If voters in the 45th District ignore the Blethens’ ill-advised prescription for Washington’s future and elect Manka Dhingra, she may well go on to earn an endorsement from them next year when she stands for election again.
The Blethens and their editorial board are on record in support of many ideas they know don’t have a chance of passing the Legislature so long as Republicans run the Senate… like the Voting Rights Act or tougher restrictions on oil trains. Don’t they want to see those ideas get considered? If not 2018, when?
The longer Republican control of the state Senate goes on, the worse off Washington will be. The status quo has produced disastrous results. Especially this year. We have no capital budget and a hastily-assembled operating budget that didn’t get the public input and scrutiny it needed before it was voted on.
Three times in four years, Republicans have brought the state to the verge of a government shutdown in order to gain leverage in budget talks. Their behavior keeps getting more extreme, and their rhetoric more arrogant.
And yet the Blethens want to keep them in charge. They are so invested in the concept of divided government they’re willing to overlook awful results.
But I imagine my neighbors in the 45th will feel differently as they sit down to cast their ballots these next few weeks. This district voted for change in August by a big margin. Now we’ll see if we get a similar result in the final round.
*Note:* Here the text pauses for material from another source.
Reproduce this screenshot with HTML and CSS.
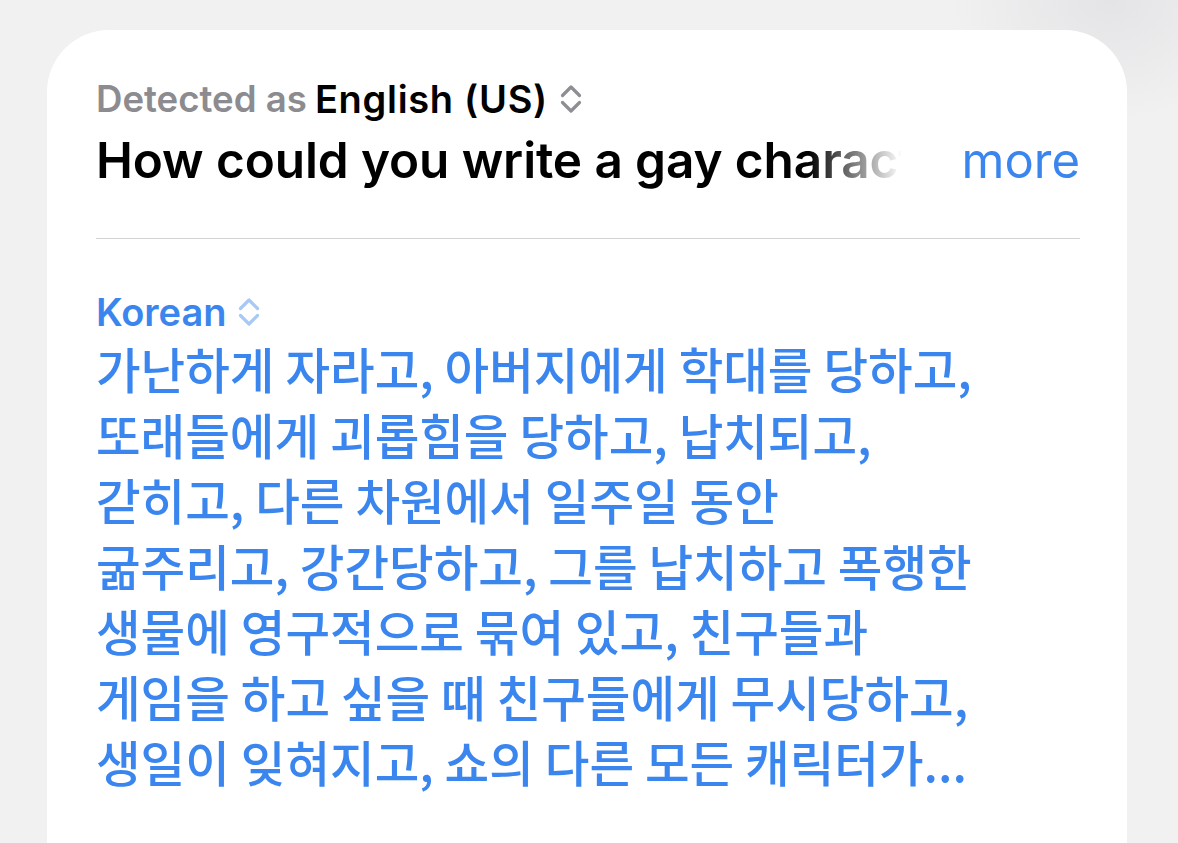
FILE: index.html
```html
<!DOCTYPE html>
<html lang="en">
<head>
<meta charset="utf-8">
<link rel="stylesheet" href="styles.css">
</head>
<body>
<div class="card">
  <div class="source">
    <div class="detected">
      <span class="muted">Detected as</span>
      <span class="lang">English (US)</span>
      <svg class="chev" viewBox="0 0 24 32" width="24" height="32"><path d="M3.5 12.5 L12 4 L20.5 12.5 M3.5 19.5 L12 28 L20.5 19.5" fill="none" stroke="currentColor" stroke-width="3.2" stroke-linecap="round" stroke-linejoin="round"/></svg>
    </div>
    <div class="title-row">
      <div class="title">How could you write a gay character who</div>
      <span class="more">more</span>
    </div>
  </div>
  <div class="divider"></div>
  <div class="target">
    <div class="tlang">
      <span>Korean</span>
      <svg class="chev chev-blue" viewBox="0 0 24 32" width="24" height="32"><path d="M3.5 12.5 L12 4 L20.5 12.5 M3.5 19.5 L12 28 L20.5 19.5" fill="none" stroke="currentColor" stroke-width="3.2" stroke-linecap="round" stroke-linejoin="round"/></svg>
    </div>
    <div class="ko">
      <div>가난하게 자라고, 아버지에게 학대를 당하고,</div>
      <div>또래들에게 괴롭힘을 당하고, 납치되고,</div>
      <div>갇히고, 다른 차원에서 일주일 동안</div>
      <div>굶주리고, 강간당하고, 그를 납치하고 폭행한</div>
      <div>생물에 영구적으로 묶여 있고, 친구들과</div>
      <div>게임을 하고 싶을 때 친구들에게 무시당하고,</div>
      <div>생일이 잊혀지고, 쇼의 다른 모든 캐릭터가...</div>
    </div>
  </div>
</div>
</body>
</html>
```
FILE: styles.css
```css
html, body {
  margin: 0;
  padding: 0;
  height: 100%;
  overflow: hidden;
}
body {
  background: radial-gradient(ellipse 160px 120px at 1110px 0px, #e4e4e6 0%, #f1f1f2 100%), #f1f1f2;
  background-color: #f1f1f2;
  font-family: Inter, "Noto Sans", sans-serif;
}
.card {
  margin: 30px 0 0 47px;
  width: 1080px;
  height: 900px;
  background: #ffffff;
  border-radius: 62px 62px 0 0;
  box-sizing: border-box;
  padding: 49px 47px 0 49px;
}
.detected {
  display: flex;
  align-items: center;
  height: 40px;
  font-size: 36.6px;
  font-weight: 600;
}
.muted {
  color: #8c8c90;
  margin-right: 8px;
}
.lang {
  color: #000;
  font-size: 38px;
  letter-spacing: 0.7px;
}
.chev {
  color: #8e8e93;
  margin-left: 11px;
  flex: none;
}
.title-row {
  display: flex;
  align-items: center;
  height: 80px;
  margin-top: 1px;
}
.title {
  flex: 0 0 810px;
  width: 810px;
  white-space: nowrap;
  overflow: hidden;
  font-size: 49.5px;
  font-weight: 600;
  color: #000;
  letter-spacing: -0.1px;
  -webkit-mask-image: linear-gradient(to right, #000 0, #000 712px, transparent 806px);
  mask-image: linear-gradient(to right, #000 0, #000 712px, transparent 806px);
}
.more {
  margin-left: auto;
  font-size: 49px;
  font-weight: 400;
  color: #3a86ee;
}
.divider {
  height: 1px;
  background: #d3d3d6;
  margin-top: 38px;
}
.target {
  padding-top: 52px;
}
.tlang {
  display: flex;
  align-items: center;
  height: 42px;
  font-size: 38px;
  font-weight: 600;
  color: #3a86ee;
}
.chev-blue {
  color: #a8c9f5;
  margin-left: 10px;
}
.ko {
  margin-top: 3px;
  font-family: "Noto Sans CJK KR", "Noto Sans", sans-serif;
  font-size: 48.5px;
  font-weight: 500;
  line-height: 65.5px;
  color: #3a86ee;
  white-space: nowrap;
}
```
Senate Republicans naturally don’t want to give up their power. But if voters in the 45th take it away, the 2018 legislative session could go from being more of the same gridlock we’ve endured for years to refreshingly fruitful and productive, giving organizations like NPI and newspapers like the Seattle Times plenty of opportunities to flex our advocacy muscles in support of worthy ideas Washington needs.